A LEADING scout official has been cleared of one charge of indecent assault but a jury has still to reach verdicts on 14 other charges he faces.

Divorced father of five Kevin Pilling is accused of subjecting three boys to systematic sex abuse over a period of around four years.

It is alleged that the offences were committed while he was deputy commissioner of the scout movement in Lancaster.

The prosecution claimed that Pilling, whose address cannot be disclosed for legal reasons, had selected three boys, all of whom were members of the scouts, for sexual abuse, one of whom had been raped almost every week.

Two of the boys were said to have been abused at scout camps in Northumberland and Marlow, Buckinghamshire.

Preston Crown Court heard that the boys had not known each other and had not had a chance to concoct the story together.

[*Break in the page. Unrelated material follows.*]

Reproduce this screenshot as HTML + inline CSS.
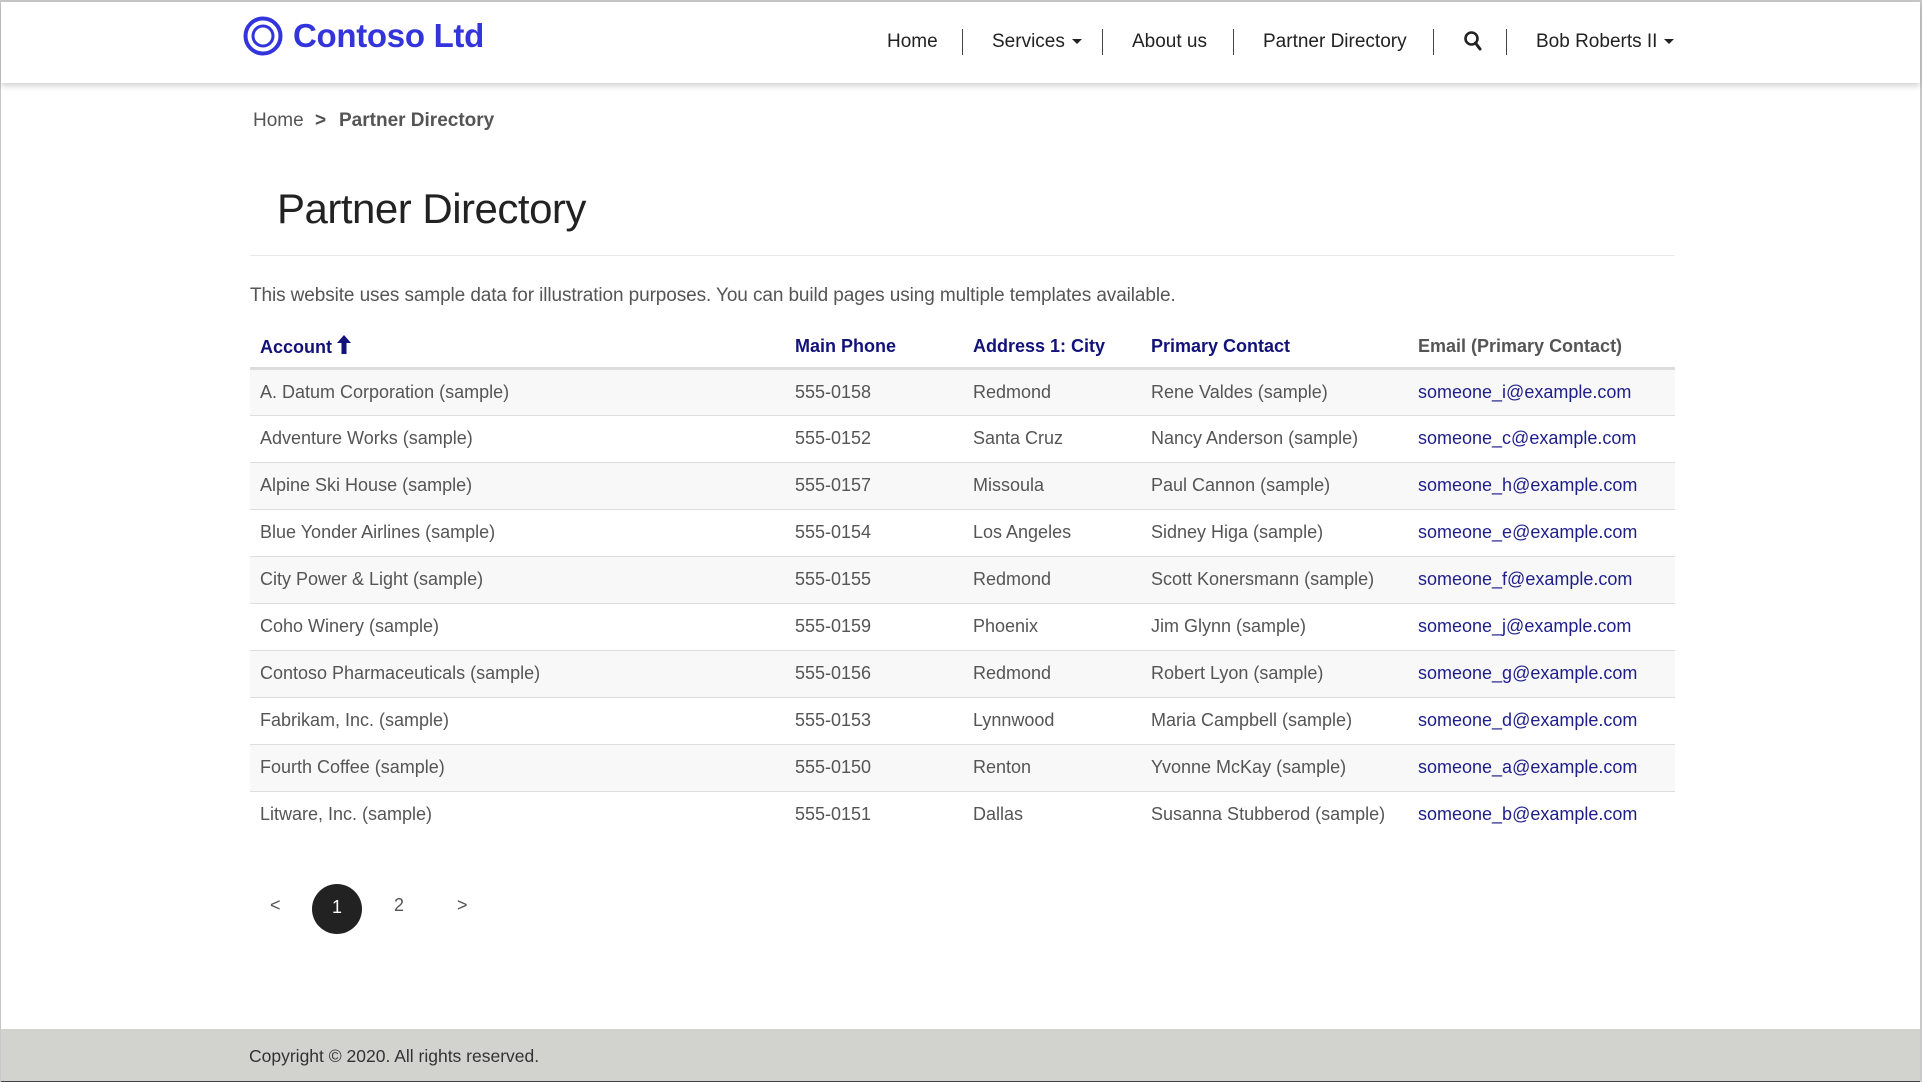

Pilling was interviewed three times by police earlier this year after being arrested in February and denied all the offences and said he had no idea why the claims were being made.

Police asked Pilling why the boy who claimed to have been raped almost every week would make such allegations to which he replied: "I've not the foggiest. I don't know."

The jury at Preston Crown Court has been considering verdicts for nine hours but have agreed on only one of the allegations finding 50 year old Piling not guilty of one indecent assault.

He still faces 14 other charges -- nine of rape and five of indecent assault. The jury will continue its deliberations today, Thursday.